O sytuacji psa służby zawiadomiła kobieta, która poszła w odwiedziny do właścicieli. Jak relacjonuje, psy od razu ją „zaatakowały” ponieważ miała przy sobie jedzenie. Według niej zwierzaki były tak głodne, że w ciągu sekundy zjadły wszystko co miała.
- Jak patrzyłam na Azafa, to w jego oczach pływały łzy – dodaje kobieta. Według niej to właściciel nie pozwalał karmić psa.
- Z tego co wiem, to jak właścicielka dostała jakieś skrawki jedzenia, to jej partner wyrzucał je. Mówił, że jak on nie ma co jeść to psy też nie będą jadły – wyjaśnia. Dodaje, że jest bardzo poruszona tym, co zobaczyła.
- Codziennie płaczę nad tym psem.

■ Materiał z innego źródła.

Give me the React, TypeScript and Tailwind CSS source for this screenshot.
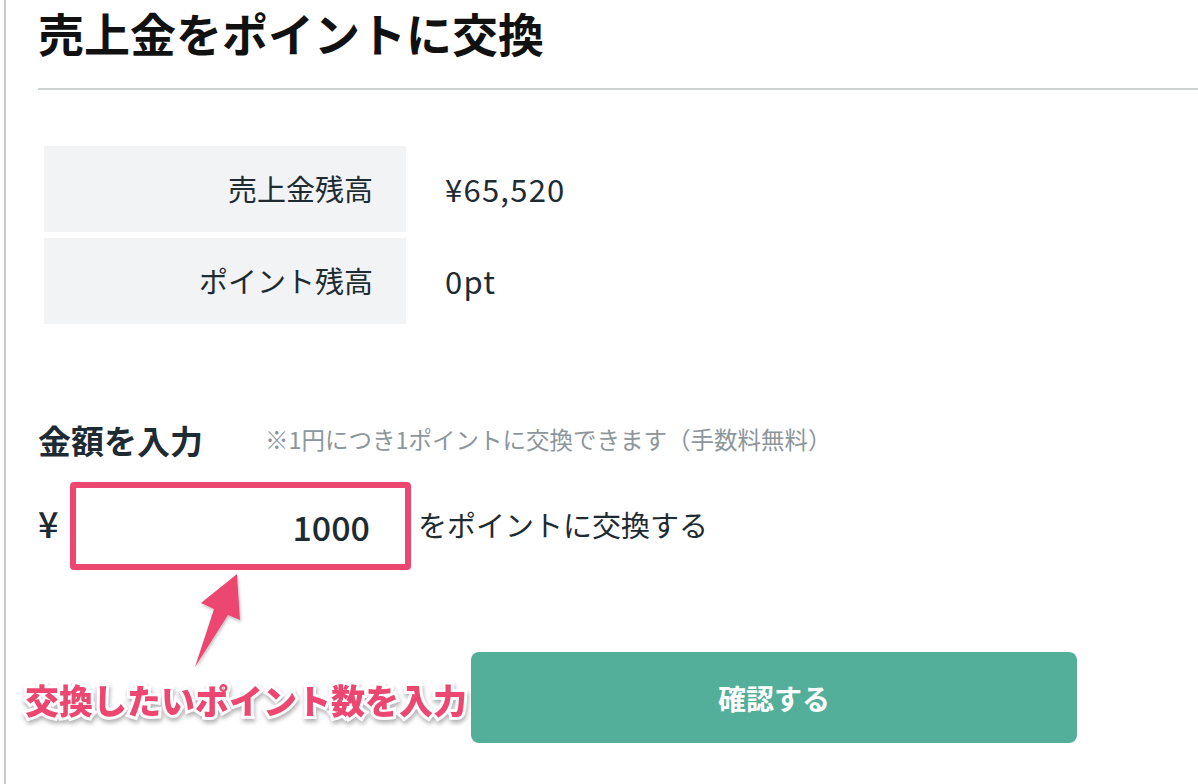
import React from "react";

const FONT = { fontFamily: '"Noto Sans CJK JP", "Noto Sans", sans-serif' };

const BALANCES = [
  { label: "売上金残高", value: "¥65,520" },
  { label: "ポイント残高", value: "0pt" },
];

const Arrow = () => (
  <svg
    className="absolute left-0 top-0 pointer-events-none"
    width="1198"
    height="784"
    viewBox="0 0 1198 784"
  >
    <defs>
      <filter id="arrowShadow" x="-20%" y="-20%" width="140%" height="140%">
        <feDropShadow dx="1" dy="2" stdDeviation="1.5" floodColor="#000" floodOpacity="0.25" />
      </filter>
    </defs>
    <polygon
      points="237,574 240,620 228,615 195,667 214,609 201,603"
      fill="#ec4771"
      filter="url(#arrowShadow)"
    />
  </svg>
);

export default function App() {
  return (
    <div className="relative w-[1198px] h-[784px] overflow-hidden bg-white pl-[4px]" style={FONT}>
      <div className="h-full border-l-2 border-[#c9c9c9] pl-[32px] text-[#1e2b33]">
        {/* header */}
        <div className="h-[90px] border-b-2 border-[#cfd3d4]">
          <h1 className="text-[46px] leading-[64px] font-bold text-[#111]">
            売上金をポイントに交換
          </h1>
        </div>

        {/* balances */}
        <div className="mt-[56px] ml-[6px] flex flex-col gap-[6px]">
          {BALANCES.map((row) => (
            <div key={row.label} className="flex items-center h-[86px]">
              <div className="w-[362px] h-full bg-[#f2f3f4] flex items-center justify-end pr-[33px] text-[29px]">
                {row.label}
              </div>
              <div className="ml-[39px] text-[31px] tracking-[0.04em]">{row.value}</div>
            </div>
          ))}
        </div>

        {/* amount input */}
        <div className="mt-[86px] h-[60px] flex items-center">
          <span className="w-[227px] text-[33px] font-bold leading-none">金額を入力</span>
          <span className="text-[23.5px] text-[#8c969b] leading-none">
            ※1円につき1ポイントに交換できます（手数料無料）
          </span>
        </div>

        <div className="mt-[12px] flex items-center">
          <span className="w-[32px] text-[36px] font-medium leading-none -mt-[8px]">¥</span>
          <div className="w-[341px] h-[88px] border-[6px] border-[#ec4771] rounded-[4px] flex items-center justify-end pr-[35px]">
            <span className="text-[34px] font-medium">1000</span>
          </div>
          <span className="ml-[7px] text-[29px] leading-none -mt-[4px]">をポイントに交換する</span>
        </div>

        {/* confirm */}
        <div className="mt-[82px] ml-[433px]">
          <button className="w-[606px] h-[91px] rounded-[8px] bg-[#54af9a] text-white text-[28px] font-bold">
            確認する
          </button>
        </div>
      </div>

      {/* annotation overlay */}
      <Arrow />
      <div
        className="absolute left-[25px] top-[676px] text-[34px] leading-[48px] font-black text-[#ec4771] [-webkit-text-stroke:6px_#ffffff] [paint-order:stroke_fill] [filter:drop-shadow(1px_3px_2px_rgba(0,0,0,0.3))]"
      >
        交換したいポイント数を入力
      </div>
    </div>
  );
}
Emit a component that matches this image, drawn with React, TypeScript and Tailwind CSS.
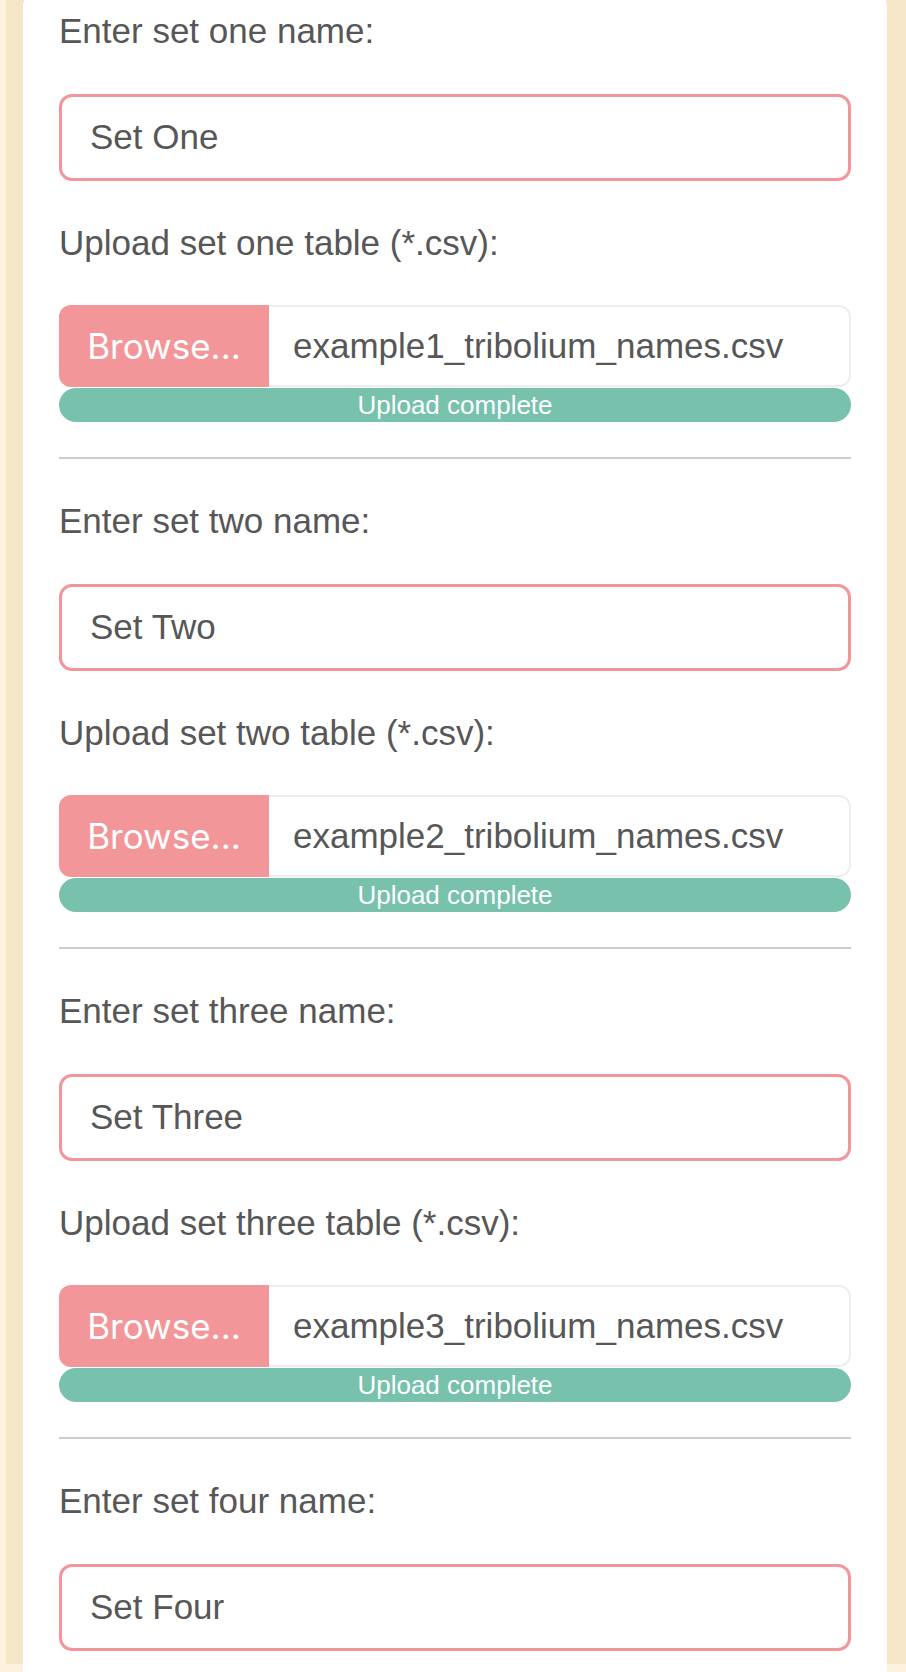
import React from "react";

const sets = [
  { word: "one", name: "Set One", file: "example1_tribolium_names.csv", upload: true },
  { word: "two", name: "Set Two", file: "example2_tribolium_names.csv", upload: true },
  { word: "three", name: "Set Three", file: "example3_tribolium_names.csv", upload: true },
  { word: "four", name: "Set Four", file: "", upload: false },
];

function Section({ s, first }: { s: (typeof sets)[number]; first: boolean }) {
  return (
    <div className={first ? "" : "mt-[37px]"}>
      <div className="text-[35px] leading-[50px] text-[#575757]">Enter set {s.word} name:</div>
      <div className="mt-[38px] h-[87px] border-[3px] border-[#f3969a] rounded-[13px] flex items-center px-[28px] text-[35px] text-[#575757]">
        {s.name}
      </div>
      {s.upload && (
        <>
          <div className="mt-[37px] text-[35px] leading-[50px] text-[#575757]">
            Upload set {s.word} table (*.csv):
          </div>
          <div className="mt-[37px] flex h-[82px]">
            <div className="w-[210px] shrink-0 bg-[#f3969a] rounded-l-[12px] flex items-center justify-center text-white text-[35px] font-['Inter',sans-serif]">
              Browse...
            </div>
            <div className="flex-1 border-2 border-l-0 border-[#eeeeee] rounded-r-[12px] flex items-center pl-[24px] text-[35px] text-[#575757]">
              {s.file}
            </div>
          </div>
          <div className="mt-[1px] h-[34px] rounded-full bg-[#78c2ad] text-white text-[26px] flex items-center justify-center">
            Upload complete
          </div>
          <div className="mt-[35px] h-[2px] bg-[#cccccc]" />
        </>
      )}
    </div>
  );
}

export default function App() {
  return (
    <div className="h-[1672px] overflow-hidden bg-[#fdf2de] pl-[6px] font-['Liberation_Sans',Arial,sans-serif]">
      <div className="h-full bg-[#f5e6c8] pl-[17px] pr-[19px]">
        <div className="mt-[-8px] bg-white rounded-[14px] px-[36px] pt-[14px] pb-[200px]">
          {sets.map((s, i) => (
            <Section key={s.word} s={s} first={i === 0} />
          ))}
        </div>
      </div>
    </div>
  );
}
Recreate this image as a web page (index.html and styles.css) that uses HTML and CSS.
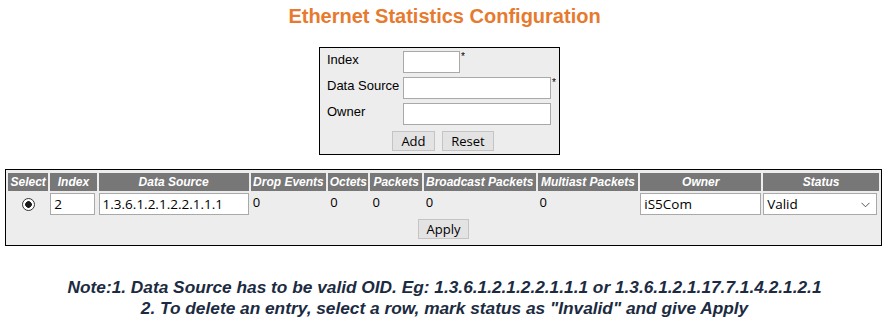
FILE: index.html
```html
<!DOCTYPE html>
<html lang="en">
<head>
    <meta charset="UTF-8">
    <title>Ethernet Statistics Configuration</title>
    <link rel="stylesheet" href="styles.css">
</head>
<body>
    <h1 class="page-title">Ethernet Statistics Configuration</h1>

    <form class="add-form">
        <table class="add-table">
            <tr>
                <td class="lbl">Index</td>
                <td><input type="text" class="in-short"><span class="req">*</span></td>
            </tr>
            <tr>
                <td class="lbl">Data Source</td>
                <td><input type="text" class="in-long"><span class="req">*</span></td>
            </tr>
            <tr>
                <td class="lbl">Owner</td>
                <td><input type="text" class="in-long"></td>
            </tr>
            <tr>
                <td colspan="2" class="btn-row">
                    <button type="button">Add</button>
                    <button type="reset">Reset</button>
                </td>
            </tr>
        </table>
    </form>

    <form class="list-form">
        <table class="stats-table">
            <colgroup>
                <col style="width:40px">
                <col style="width:46px">
                <col style="width:149px">
                <col style="width:75px">
                <col style="width:40px">
                <col style="width:51px">
                <col style="width:111px">
                <col style="width:100px">
                <col style="width:120px">
                <col style="width:115px">
            </colgroup>
            <tr class="head">
                <th>Select</th>
                <th>Index</th>
                <th>Data Source</th>
                <th>Drop Events</th>
                <th>Octets</th>
                <th>Packets</th>
                <th>Broadcast Packets</th>
                <th>Multiast Packets</th>
                <th>Owner</th>
                <th>Status</th>
            </tr>
            <tr class="row">
                <td class="center"><input type="radio" class="radio" name="sel" checked></td>
                <td><input type="text" class="cell-in idx-in" value="2"></td>
                <td><input type="text" class="cell-in" value="1.3.6.1.2.1.2.2.1.1.1"></td>
                <td class="num">0</td>
                <td class="num">0</td>
                <td class="num">0</td>
                <td class="num">0</td>
                <td class="num">0</td>
                <td><input type="text" class="cell-in" value="iS5Com"></td>
                <td>
                    <span class="sel-wrap">
                        <select class="cell-sel">
                            <option>Valid</option>
                            <option>Invalid</option>
                        </select>
                        <svg class="sel-arrow" width="9" height="6" viewBox="0 0 9 6">
                            <path d="M0.5 0.8 L4.5 4.8 L8.5 0.8" fill="none" stroke="#555" stroke-width="1"/>
                        </svg>
                    </span>
                </td>
            </tr>
            <tr>
                <td colspan="10" class="btn-row"><button type="button">Apply</button></td>
            </tr>
        </table>
    </form>

    <p class="note">Note:1. Data Source has to be valid OID. Eg: 1.3.6.1.2.1.2.2.1.1.1 or 1.3.6.1.2.1.17.7.1.4.2.1.2.1<br>
    2. To delete an entry, select a row, mark status as "Invalid" and give Apply</p>
</body>
</html>
```

FILE: styles.css
```css
body {
    margin: 0;
    padding: 0;
    background: #ffffff;
    font-family: "Liberation Sans", Arial, sans-serif;
    font-size: 13px;
    color: #000000;
}

.page-title {
    margin: 5px 0 0 0;
    text-align: center;
    font-size: 20px;
    line-height: 23px;
    color: #e67a2e;
}

.add-form {
    margin: 19px 0 0 0;
}

.add-table {
    margin: 0 0 0 319px;
    width: 241px;
    border: 1px solid #000000;
    background: #eeeded;
    border-spacing: 0;
    padding: 3px 0 1px 7px;
}

.add-table td {
    padding: 0;
    height: 26px;
    vertical-align: top;
}

.add-table .lbl {
    width: 76px;
    padding-top: 1px;
    height: 25px;
}

.req {
    font-size: 10px;
    vertical-align: top;
    margin-left: 1px;
}

input[type="text"] {
    box-sizing: border-box;
    height: 22px;
    border: 1px solid #a9a9a9;
    background: #ffffff;
    font-family: "Open Sans", "Liberation Sans", sans-serif;
    font-size: 13.5px;
    padding: 0 3px;
    margin: 0;
}

.in-short {
    width: 57px;
}

.in-long {
    width: 148px;
}

button {
    box-sizing: border-box;
    height: 20px;
    padding: 0 8px;
    border: 1px solid #c4c4c4;
    background: #e3e3e3;
    font-family: "Open Sans", "Liberation Sans", sans-serif;
    font-size: 13px;
    line-height: 18px;
    color: #000000;
    margin: 0 2px;
}

.add-table .btn-row {
    text-align: center;
    padding: 2px 0 0 0;
    height: 22px;
}

.list-form {
    margin: 14px 0 0 5px;
}

.stats-table {
    table-layout: fixed;
    width: 877px;
    border: 1px solid #000000;
    background: #eeeded;
    border-spacing: 2px;
    padding: 1px 0 2px 0;
}

.stats-table th {
    background: #777777;
    color: #ffffff;
    font-style: italic;
    font-weight: bold;
    font-size: 12px;
    height: 18px;
    padding: 0;
    white-space: nowrap;
    overflow: hidden;
}

.stats-table td {
    padding: 0;
    vertical-align: top;
}

.stats-table .row td {
    height: 22px;
}

.stats-table .num {
    padding: 1px 0 0 2px;
    font-family: "Open Sans", "Liberation Sans", sans-serif;
    font-size: 13px;
    line-height: 16px;
}

.stats-table .center {
    text-align: center;
}

.radio {
    appearance: none;
    box-sizing: border-box;
    width: 13px;
    height: 13px;
    margin: 5px 0 0 0;
    border: 1px solid #333333;
    border-radius: 50%;
    background: radial-gradient(circle, #1a1a1a 0 3px, #ffffff 3.6px);
}

.cell-in {
    width: 100%;
}

.idx-in {
    margin-left: 1px;
    width: 45px;
}

.sel-wrap {
    position: relative;
    display: inline-block;
}

.cell-sel {
    appearance: none;
    box-sizing: border-box;
    width: 114px;
    height: 22px;
    border: 1px solid #a9a9a9;
    border-radius: 0;
    background: #ffffff;
    font-family: "Open Sans", "Liberation Sans", sans-serif;
    font-size: 13.5px;
    padding: 0 3px;
    color: #000000;
}

.sel-arrow {
    position: absolute;
    right: 7px;
    top: 9px;
}

.stats-table .btn-row {
    text-align: center;
    padding-top: 1px;
    height: 22px;
}

.note {
    margin: 31px 0 0 0;
    text-align: center;
    font-weight: bold;
    font-style: italic;
    font-size: 17.3px;
    line-height: 21px;
    color: #1c2b41;
}
```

Właściciel powinien cierpieć tak samo jak on – kończy kobieta.
Policyjne dochodzenie
Policja z Łodzi prowadzą w tej sprawie dochodzenie. Jak mówi st. asp. Radosław Gwis, z zespołu prasowego Komendy Wojewódzkiej Policji w Łodzi, przesłuchana zostanie właścicielka psa. Dodaje, że prawdopodobnie usłyszy zarzut znęcania się nad swoimi psami. Grozi jej kara pozbawienia wolności do dwóch lat.
- Ślady zaniedbania były widoczne też na drugim psie – kończy Gwis.
Uwaga na oszustów
Inspektorzy z patrolu interwencyjnego AS przestrzegają przed oszustami. Zakładają oni różnego rodzaju konta i proszą o wpłacanie pieniędzy na leczenia Azafa.
- Nie zbieramy żadnych pieniędzy, prosimy o ostrożność i nie wpłacanie pieniędzy – podkreślają inspektorzy z patrolu AS.
„Trzymał miskę w pysku i prosił i jedzenie”
Skrajnie wychudzony pies należał do pary mieszkającej przy ul. Bema w Łodzi. Podczas interwencji w ich mieszkaniu patrolowi organizacji ochrony zwierząt towarzyszyła policja. Jak mówi Sławomir Fibak z patrolu interwencyjnego AS, po wejściu do domu zastaliśmy Makabryczny widok – przywitał nas pies z miską w pysku i prosił o jedzenie.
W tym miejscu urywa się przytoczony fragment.